Lawsuits Involving a “Continuing Pattern of Anticompetitive Behavior” Constitute Related Claims

The United States Court of Appeals for the Eleventh Circuit, applying Florida law, has affirmed a district court’s holding that multiple lawsuits filed against the insured over a fifteen-year period involving a “continuing pattern of anticompetitive behavior” constitute claims “related logically, causally or in any other way.”  Health First, Inc. v. Capitol Specialty Ins. Corp., 2018 WL 4025461 (11th Cir. Aug. 22, 2018).

The insured, a regional healthcare company, was sued in a series of lawsuits by the same and different plaintiffs between 1998 and 2013 alleging that it had engaged in various types of anticompetitive behavior.  The healthcare company’s insurer accepted coverage for the first two lawsuits under policies issued in 1997 and 1998 and paid out the limits under those policies.  The insured later submitted the subsequent lawsuits for coverage.  The later insurers concluded that coverage was available only under the 1997 and 1998 policies because, under the policies’ related-claims provisions, related claims constitute a single claim first made when the earliest related claim is made.  The later policies defined “Related Claims” as “all Claims for Wrongful Acts based on, arising out of, directly or indirectly resulting from, in consequence of, or in any way involving the same or related facts, circumstances, situations, transactions or events or the same or related series of facts, circumstances, situations, transactions or events, whether related logically, causally or in any other way.”

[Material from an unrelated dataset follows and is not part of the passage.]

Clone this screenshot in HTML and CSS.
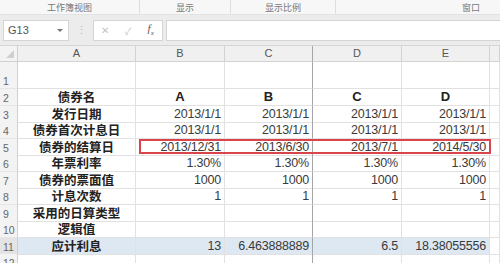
FILE: index.html
```html
<!DOCTYPE html>
<html lang="zh-CN">
<head>
  <meta charset="UTF-8">
  <title>债券应计利息</title>
  <link rel="stylesheet" href="styles.css">
</head>
<body>
  <div class="ribbon">
    <div class="group g1">工作簿视图</div>
    <div class="group g2">显示</div>
    <div class="group g3">显示比例</div>
    <div class="group g4">窗口</div>
  </div>

  <div class="toolbar">
    <div class="namebox">G13<span class="caret"></span></div>
    <div class="dots">⋮</div>
    <div class="fxbox">
      <span class="ic x">✕</span>
      <span class="ic ok">✓</span>
      <span class="ic fx">f<sub>x</sub></span>
    </div>
    <div class="input"></div>
  </div>

  <div class="sheet">
    <div class="row colhead">
      <div class="rh corner"><span class="tri"></span></div>
      <div class="c">A</div><div class="c">B</div><div class="c split">C</div>
      <div class="c">D</div><div class="c">E</div><div class="c"></div>
    </div>
    <div class="row tall">
      <div class="rh">1</div>
      <div class="c"></div><div class="c"></div><div class="c split"></div>
      <div class="c"></div><div class="c"></div><div class="c"></div>
    </div>
    <div class="row">
      <div class="rh">2</div>
      <div class="c name">债券名</div><div class="c title">A</div><div class="c title split">B</div>
      <div class="c title">C</div><div class="c title">D</div><div class="c"></div>
    </div>
    <div class="row">
      <div class="rh">3</div>
      <div class="c name">发行日期</div><div class="c num">2013/1/1</div><div class="c num split">2013/1/1</div>
      <div class="c num">2013/1/1</div><div class="c num">2013/1/1</div><div class="c"></div>
    </div>
    <div class="row">
      <div class="rh">4</div>
      <div class="c name">债券首次计息日</div><div class="c num">2013/1/1</div><div class="c num split">2013/1/1</div>
      <div class="c num">2013/1/1</div><div class="c num">2013/1/1</div><div class="c"></div>
    </div>
    <div class="row marked">
      <div class="rh">5</div>
      <div class="c name">债券的结算日</div><div class="c num">2013/12/31</div><div class="c num split">2013/6/30</div>
      <div class="c num">2013/7/1</div><div class="c num">2014/5/30</div><div class="c"></div>
      <span class="redbox"></span>
    </div>
    <div class="row">
      <div class="rh">6</div>
      <div class="c name">年票利率</div><div class="c num">1.30%</div><div class="c num split">1.30%</div>
      <div class="c num">1.30%</div><div class="c num">1.30%</div><div class="c"></div>
    </div>
    <div class="row">
      <div class="rh">7</div>
      <div class="c name">债券的票面值</div><div class="c num">1000</div><div class="c num split">1000</div>
      <div class="c num">1000</div><div class="c num">1000</div><div class="c"></div>
    </div>
    <div class="row">
      <div class="rh">8</div>
      <div class="c name">计息次数</div><div class="c num">1</div><div class="c num split">1</div>
      <div class="c num">1</div><div class="c num">1</div><div class="c"></div>
    </div>
    <div class="row">
      <div class="rh">9</div>
      <div class="c name">采用的日算类型</div><div class="c"></div><div class="c split"></div>
      <div class="c"></div><div class="c"></div><div class="c"></div>
    </div>
    <div class="row">
      <div class="rh">10</div>
      <div class="c name">逻辑值</div><div class="c"></div><div class="c split"></div>
      <div class="c"></div><div class="c"></div><div class="c"></div>
    </div>
    <div class="row selected">
      <div class="rh">11</div>
      <div class="c name">应计利息</div><div class="c num">13</div><div class="c num split">6.463888889</div>
      <div class="c num">6.5</div><div class="c num">18.38055556</div><div class="c plain"></div>
    </div>
    <div class="row">
      <div class="rh">12</div>
      <div class="c"></div><div class="c"></div><div class="c split"></div>
      <div class="c"></div><div class="c"></div><div class="c"></div>
    </div>
  </div>
</body>
</html>
```

FILE: styles.css
```css
/* Page */
body {
  margin: 0;
  width: 500px;
  height: 263px;
  overflow: hidden;
  background: #fff;
  font-family: "Liberation Sans", "Noto Sans CJK SC", sans-serif;
  color: #333;
}

/* Ribbon group captions */
.ribbon {
  display: flex;
  height: 14px;
  background: #f7f7f7;
  border-bottom: 1px solid #e2e2e2;
  font-family: "Noto Sans CJK SC", sans-serif;
  font-size: 9px;
  color: #777;
}
.group {
  display: flex;
  align-items: center;
  justify-content: center;
  border-right: 1px solid #dedede;
}
.g1 { width: 139px; }
.g2 { width: 90px; }
.g3 { width: 104px; }
.g4 { flex: 1; border-right: none; justify-content: flex-end; padding-right: 20px; }

/* Name box + formula bar */
.toolbar {
  display: flex;
  align-items: center;
  gap: 3px;
  height: 30px;
  padding: 0 0 0 3px;
  background: #ececec;
}
.namebox {
  position: relative;
  width: 66px;
  height: 21px;
  box-sizing: border-box;
  background: #fff;
  border: 1px solid #d4d4d4;
  font-size: 11px;
  line-height: 19px;
  padding-left: 4px;
  color: #555;
}
.caret {
  position: absolute;
  right: 5px;
  top: 8px;
  border-left: 3px solid transparent;
  border-right: 3px solid transparent;
  border-top: 3px solid #777;
}
.dots {
  width: 18px;
  text-align: center;
  color: #bbb;
  font-size: 11px;
}
.fxbox {
  display: flex;
  align-items: center;
  width: 70px;
  height: 21px;
  box-sizing: border-box;
  background: #fff;
  border: 1px solid #d4d4d4;
}
.ic {
  flex: 1;
  text-align: center;
  font-size: 10px;
  color: #c4c4c4;
}
.ic.fx {
  font-family: "Liberation Serif", serif;
  font-style: italic;
  font-size: 11px;
  color: #555;
}
.ic.fx sub { font-size: 7px; }
.input {
  flex: 1;
  height: 21px;
  box-sizing: border-box;
  background: #fff;
  border: 1px solid #d4d4d4;
  border-right: none;
}

/* Grid */
.sheet {
  border-top: 1px solid #d6d6d6;
}
.row {
  position: relative;
  display: grid;
  grid-template-columns: 18px 118px 89px 88px 89px 88px 1fr;
  height: 16.5px;
}
.row.tall { height: 27px; }
.rh, .c {
  box-sizing: border-box;
  border-right: 1px solid #e1e1e1;
  border-bottom: 1px solid #e1e1e1;
  white-space: nowrap;
}
.c.split { border-right-color: #a6a6a6; }
.rh {
  background: #f3f3f3;
  border-right-color: #d0d0d0;
  border-bottom-color: #e6e6e6;
  color: #666;
  font-size: 10.5px;
  padding-left: 3px;
  display: flex;
  align-items: flex-end;
  padding-bottom: 1px;
}

.colhead { height: 16px; }
.colhead .c {
  background: #f0f0f0;
  border-right-color: #d2d2d2;
  border-bottom-color: #d2d2d2;
  text-align: center;
  font-size: 11px;
  line-height: 15px;
  color: #555;
}
.colhead .c.split { border-right-color: #a6a6a6; }
.corner { position: relative; border-bottom-color: #d2d2d2; }
.tri {
  position: absolute;
  right: 3px;
  bottom: 3px;
  border-left: 8px solid transparent;
  border-bottom: 8px solid #cfcfcf;
}

.name {
  text-align: center;
  font-family: "Noto Sans CJK SC", sans-serif;
  font-weight: bold;
  font-size: 12.5px;
  line-height: 16px;
  color: #222;
}
.title {
  text-align: center;
  font-weight: bold;
  font-size: 13px;
  line-height: 16px;
  color: #222;
}
.num {
  text-align: right;
  padding-right: 3px;
  font-size: 12.5px;
  line-height: 16px;
  letter-spacing: -0.2px;
  color: #3a3a3a;
}

.selected .c { background: #dde8f3; }
.selected .c.plain { background: #fff; }
.selected .rh { background: #e4e4e4; }

/* Annotation box on row 5 */
.redbox {
  position: absolute;
  left: 139px;
  top: 0;
  width: 352px;
  height: 15px;
  box-sizing: border-box;
  border: 2px solid #d9454a;
  pointer-events: none;
}
```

The Eleventh Circuit affirmed the entry of summary judgement for the insurers that the lawsuits constituted related claims.  First, the court rejected the argument that because the insured was seeking indemnification and not invoking the duty to defend, a related-claims determination must be based on the actual facts underlying the legal claims in the lawsuits, not solely on allegations in the complaints.  The court concluded that “even though the duty to indemnify depends on the actual facts of the case, there is no rule against relying solely on the complaint to determine whether there is any set of facts that could possibly give rise to coverage” in the first instance and the complaints “revealed . . . no set of facts that could both support the claims in those complaints and be unrelated to the [first two lawsuits].”  The court further stated that the insured did not offer “any extrinsic evidence showing that the allegations made in the complaints were actually unrelated.”

Second, the court rejected the argument that the lawsuits were not related considering only the allegations in the complaints.  The court held that the “related-claims provisions at issue in this case are extremely broad,” noting that use of the phrase “in any way” suggested that the provisions could “reach conduct with a somewhat attenuated connection.”  Despite the different plaintiffs and filing dates, the court continued, the complaints “describe a continuing pattern of anticompetitive behavior” by the healthcare company, including that it “used its monopolistic power to coerce doctors to admit patients exclusively to [its] facilities.”